Records to process:
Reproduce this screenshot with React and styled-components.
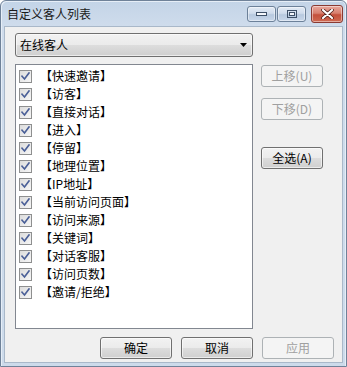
import React from "react";
import styled, { createGlobalStyle } from "styled-components";

const Global = createGlobalStyle`
  html, body { margin: 0; padding: 0; background: #ffffff; }
  body { font-family: "Noto Sans CJK SC", "Noto Sans", sans-serif; font-size: 12px; }
`;

const Window = styled.div`
  box-sizing: border-box;
  width: 347px;
  height: 367px;
  border: 1px solid #6f8299;
  border-radius: 6px 6px 0 0;
  background: linear-gradient(#c3d4e7 0px, #cfdcec 26px, #cddbeb 100%);
  display: flex;
  flex-direction: column;
  padding: 0 3px 3px 3px;
  box-shadow: inset 1px 1px 0 #e6eef7, inset -1px 0 0 #e6eef7;
`;

const TitleBar = styled.div`
  height: 25px;
  display: flex;
  align-items: flex-start;
  justify-content: space-between;
`;

const Title = styled.div`
  padding: 5px 0 0 3px;
  font-size: 12px;
  line-height: 16px;
  color: #1a1a1a;
`;

const Controls = styled.div`
  display: flex;
  align-items: flex-start;
  gap: 1px;
  padding-top: 4px;
`;

const CtlButton = styled.div`
  box-sizing: border-box;
  width: ${(p) => p.$w}px;
  height: ${(p) => p.$h}px;
  margin-top: ${(p) => p.$mt || 0}px;
  margin-left: ${(p) => p.$ml || 0}px;
  border: 1px solid ${(p) => (p.$close ? "#8a3a32" : "#6c8199")};
  border-radius: 3px;
  background: ${(p) =>
    p.$close
      ? "linear-gradient(#e8a79c 0%, #d7806f 45%, #c4503c 55%, #cf6a52 100%)"
      : "linear-gradient(#e3ebf5 0%, #cfdcec 45%, #b7c9df 55%, #c8d7ea 100%)"};
  box-shadow: inset 0 0 0 1px rgba(255, 255, 255, 0.45);
  display: flex;
  align-items: center;
  justify-content: center;
`;

const Panel = styled.div`
  flex: 1;
  background: #f0f0f0;
  border: 1px solid #a9b8c9;
  display: flex;
  flex-direction: column;
  padding: 6px 8px 0 10px;
`;

const Main = styled.div`
  display: flex;
  gap: 8px;
`;

const LeftCol = styled.div`
  display: flex;
  flex-direction: column;
  gap: 7px;
`;

const Combo = styled.div`
  box-sizing: border-box;
  width: 238px;
  height: 24px;
  border: 1px solid #707070;
  border-radius: 3px;
  background: linear-gradient(#f2f2f2 0%, #ebebeb 50%, #dddddd 51%, #cfcfcf 100%);
  box-shadow: inset 0 0 0 1px rgba(255, 255, 255, 0.6);
  display: flex;
  align-items: center;
  justify-content: space-between;
  padding: 0 5px 0 4px;
  color: #000;
  line-height: 16px;
`;

const ListBox = styled.div`
  box-sizing: border-box;
  width: 238px;
  height: 265px;
  border: 1px solid #828790;
  background: #ffffff;
  padding: 2px 0 0 3px;
  display: flex;
  flex-direction: column;
`;

const Row = styled.div`
  height: 18px;
  display: flex;
  align-items: center;
  gap: 8px;
  color: #000;
  line-height: 16px;
  white-space: nowrap;
`;

const Box = styled.div`
  box-sizing: border-box;
  width: 13px;
  height: 13px;
  border: 1px solid #8e8f8f;
  background: linear-gradient(135deg, #dcdcdc 0%, #f6f6f6 100%);
  display: flex;
  align-items: center;
  justify-content: center;
`;

const RightCol = styled.div`
  display: flex;
  flex-direction: column;
  padding-top: 32px;
`;

const Button = styled.div`
  box-sizing: border-box;
  width: ${(p) => p.$w}px;
  height: 22px;
  margin-top: ${(p) => p.$mt || 0}px;
  border: 1px solid ${(p) => (p.$disabled ? "#adb2b5" : "#707070")};
  border-radius: 3px;
  background: ${(p) =>
    p.$disabled
      ? "#f4f4f4"
      : "linear-gradient(#f2f2f2 0%, #ebebeb 50%, #dddddd 51%, #cfcfcf 100%)"};
  box-shadow: ${(p) => (p.$disabled ? "none" : "inset 0 0 0 1px rgba(255,255,255,0.6)")};
  color: ${(p) => (p.$disabled ? "#a0a0a0" : "#000")};
  display: flex;
  align-items: center;
  justify-content: center;
  line-height: 16px;
  font-size: 12px;
`;

const BottomBar = styled.div`
  display: flex;
  justify-content: flex-end;
  gap: 9px;
  margin-top: 8px;
`;

const items = [
  "快速邀请",
  "访客",
  "直接对话",
  "进入",
  "停留",
  "地理位置",
  "IP地址",
  "当前访问页面",
  "访问来源",
  "关键词",
  "对话客服",
  "访问页数",
  "邀请/拒绝",
];

function Check() {
  return (
    <svg width="9" height="9" viewBox="0 0 9 9">
      <path d="M1 4.2 L3.5 7 L8 1" fill="none" stroke="#4a5f97" strokeWidth="1.7" strokeLinecap="square" />
    </svg>
  );
}

export default function App() {
  return (
    <>
      <Global />
      <Window>
        <TitleBar>
          <Title>自定义客人列表</Title>
          <Controls>
            <CtlButton $w={29} $h={16} $mt={1}>
              <svg width="11" height="4" viewBox="0 0 11 4">
                <rect x="0.5" y="0.5" width="10" height="3" fill="#f4f7fb" stroke="#3d4f66" />
              </svg>
            </CtlButton>
            <CtlButton $w={29} $h={16} $mt={1}>
              <svg width="10" height="8" viewBox="0 0 10 8">
                <rect x="0.5" y="0.5" width="9" height="7" fill="none" stroke="#3d4f66" />
                <rect x="2.5" y="2.5" width="5" height="3" fill="#f4f7fb" stroke="#3d4f66" />
              </svg>
            </CtlButton>
            <CtlButton $close $w={32} $h={18} $ml={4}>
              <svg width="13" height="10" viewBox="0 0 13 10">
                <path d="M2 1 L11 9 M11 1 L2 9" stroke="#4a1a14" strokeWidth="3.6" strokeLinecap="round" />
                <path d="M2 1 L11 9 M11 1 L2 9" stroke="#ffffff" strokeWidth="2.2" strokeLinecap="round" />
              </svg>
            </CtlButton>
          </Controls>
        </TitleBar>
        <Panel>
          <Main>
            <LeftCol>
              <Combo>
                <span>在线客人</span>
                <svg width="7" height="4" viewBox="0 0 7 4">
                  <path d="M0 0 H7 L3.5 4 Z" fill="#000" />
                </svg>
              </Combo>
              <ListBox>
                {items.map((t) => (
                  <Row key={t}>
                    <Box>
                      <Check />
                    </Box>
                    <span>【{t}】</span>
                  </Row>
                ))}
              </ListBox>
            </LeftCol>
            <RightCol>
              <Button $w={62} $disabled>上移(U)</Button>
              <Button $w={62} $disabled $mt={11}>下移(D)</Button>
              <Button $w={62} $mt={27}>全选(A)</Button>
            </RightCol>
          </Main>
          <BottomBar>
            <Button $w={72}>确定</Button>
            <Button $w={72}>取消</Button>
            <Button $w={72} $disabled>应用</Button>
          </BottomBar>
        </Panel>
      </Window>
    </>
  );
}
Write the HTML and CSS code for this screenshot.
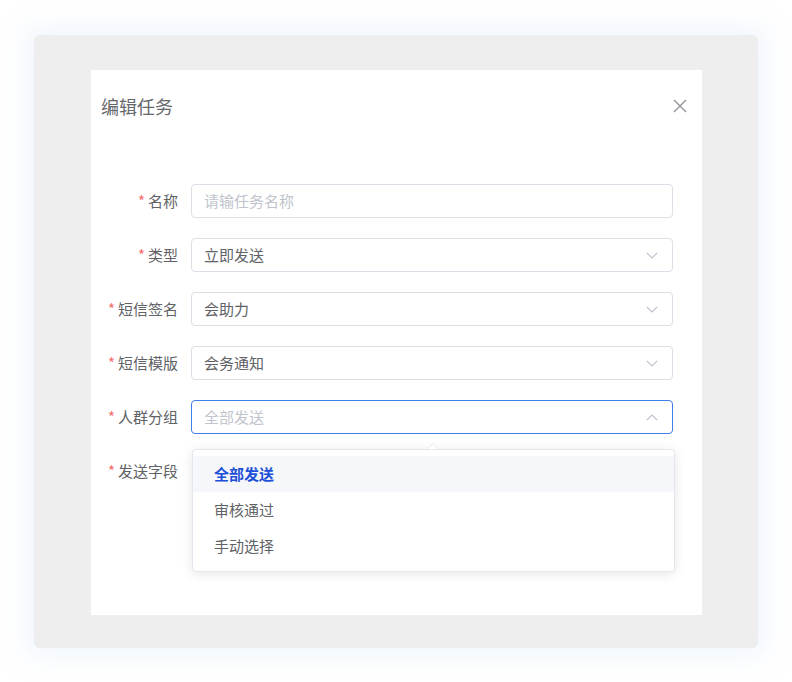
FILE: index.html
```html
<!DOCTYPE html>
<html lang="zh-CN">
<head>
<meta charset="utf-8">
<title>编辑任务</title>
<link rel="stylesheet" href="styles.css">
</head>
<body>
<div class="panel">
  <div class="dialog">
    <div class="dialog-header">
      <span class="dialog-title">编辑任务</span>
      <button class="close" aria-label="关闭">
        <svg width="14" height="14" viewBox="0 0 14 14"><path d="M1 1L13 13M13 1L1 13" stroke="#909399" stroke-width="1.4" fill="none"/></svg>
      </button>
    </div>
    <form class="form">
      <div class="row">
        <label class="label"><span class="req">*</span>名称</label>
        <div class="input placeholder">请输任务名称</div>
      </div>
      <div class="row">
        <label class="label"><span class="req">*</span>类型</label>
        <div class="input select">立即发送
          <svg class="chev" width="12" height="7" viewBox="0 0 12 7"><path d="M1 1L6 6L11 1" stroke="#c0c4cc" stroke-width="1.2" fill="none"/></svg>
        </div>
      </div>
      <div class="row">
        <label class="label"><span class="req">*</span>短信签名</label>
        <div class="input select">会助力
          <svg class="chev" width="12" height="7" viewBox="0 0 12 7"><path d="M1 1L6 6L11 1" stroke="#c0c4cc" stroke-width="1.2" fill="none"/></svg>
        </div>
      </div>
      <div class="row">
        <label class="label"><span class="req">*</span>短信模版</label>
        <div class="input select">会务通知
          <svg class="chev" width="12" height="7" viewBox="0 0 12 7"><path d="M1 1L6 6L11 1" stroke="#c0c4cc" stroke-width="1.2" fill="none"/></svg>
        </div>
      </div>
      <div class="row">
        <label class="label"><span class="req">*</span>人群分组</label>
        <div class="select-wrap">
          <div class="input select focused placeholder">全部发送
            <svg class="chev" width="12" height="7" viewBox="0 0 12 7"><path d="M1 6L6 1L11 6" stroke="#c0c4cc" stroke-width="1.2" fill="none"/></svg>
          </div>
          <div class="dropdown">
            <span class="arrow"></span>
            <ul class="options">
              <li class="option active">全部发送</li>
              <li class="option">审核通过</li>
              <li class="option">手动选择</li>
            </ul>
          </div>
        </div>
      </div>
      <div class="row">
        <label class="label"><span class="req">*</span>发送字段</label>
        <div class="field-empty"></div>
      </div>
    </form>
  </div>
</div>
</body>
</html>
```

FILE: styles.css
```css
* { box-sizing: border-box; }
html, body { margin: 0; padding: 0; }
body {
  background: #ffffff;
  font-family: "Noto Sans CJK SC", "Noto Sans", "Liberation Sans", sans-serif;
  width: 792px;
  height: 682px;
  overflow: hidden;
  padding: 35px 34px 0;
}
.panel {
  width: 724px;
  height: 613px;
  background: #eeeeee;
  border-radius: 6px;
  box-shadow: 0 0 22px 10px rgba(230, 240, 252, 0.5);
  padding: 35px 0 0 57px;
}
.dialog {
  width: 611px;
  height: 545px;
  background: #ffffff;
}
.dialog-header {
  display: flex;
  align-items: center;
  justify-content: space-between;
  padding: 24px 15px 0 10px;
  height: 48px;
}
.dialog-title {
  font-size: 18px;
  line-height: 24px;
  color: #66686c;
}
.close {
  border: 0;
  background: none;
  padding: 0;
  width: 14px;
  height: 14px;
  display: flex;
  cursor: pointer;
}
.form {
  margin: 66px 0 0;
  display: flex;
  flex-direction: column;
  gap: 20px;
}
.row {
  display: flex;
  align-items: center;
  height: 34px;
}
.label {
  width: 100px;
  padding-right: 13px;
  text-align: right;
  font-size: 15px;
  line-height: 20px;
  color: #606266;
  white-space: nowrap;
}
.req {
  color: #f56c6c;
  margin-right: 3px;
}
.input {
  width: 482px;
  height: 34px;
  border: 1px solid #dcdfe6;
  border-radius: 4px;
  padding: 0 12px;
  font-size: 15px;
  line-height: 32px;
  color: #606266;
  display: flex;
  align-items: center;
  justify-content: space-between;
  background: #fff;
}
.placeholder { color: #c0c4cc; }
.chev { margin-right: 2px; }
.focused { border-color: #3f7fe8; }
.select-wrap {
  position: relative;
  width: 482px;
}
.field-empty { width: 482px; height: 34px; }
.dropdown {
  position: absolute;
  left: 1px;
  top: 49px;
  width: 483px;
  background: #fff;
  border: 1px solid #e4e7ed;
  border-radius: 4px;
  box-shadow: 0 2px 12px rgba(0, 0, 0, 0.1);
  z-index: 5;
}
.arrow {
  position: absolute;
  left: 234px;
  top: -7px;
  width: 0;
  height: 0;
  border-left: 6px solid transparent;
  border-right: 6px solid transparent;
  border-bottom: 6px solid #e4e7ed;
}
.arrow::after {
  content: "";
  position: absolute;
  left: -5px;
  top: 1px;
  border-left: 5px solid transparent;
  border-right: 5px solid transparent;
  border-bottom: 5px solid #fff;
}
.options {
  list-style: none;
  margin: 0;
  padding: 6px 0 7px;
}
.option {
  height: 36px;
  line-height: 36px;
  padding: 0 21px;
  font-size: 15px;
  color: #606266;
}
.option.active {
  background: #f5f7fa;
  color: #1d4fd7;
  font-weight: 700;
}
```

Exercise prompt: Within the material above, find the lines that contain the word "this"; copy them.

Written answer:
Reproduce this screenshot with React and styled-components.
Write the HTML and CSS code for this screenshot.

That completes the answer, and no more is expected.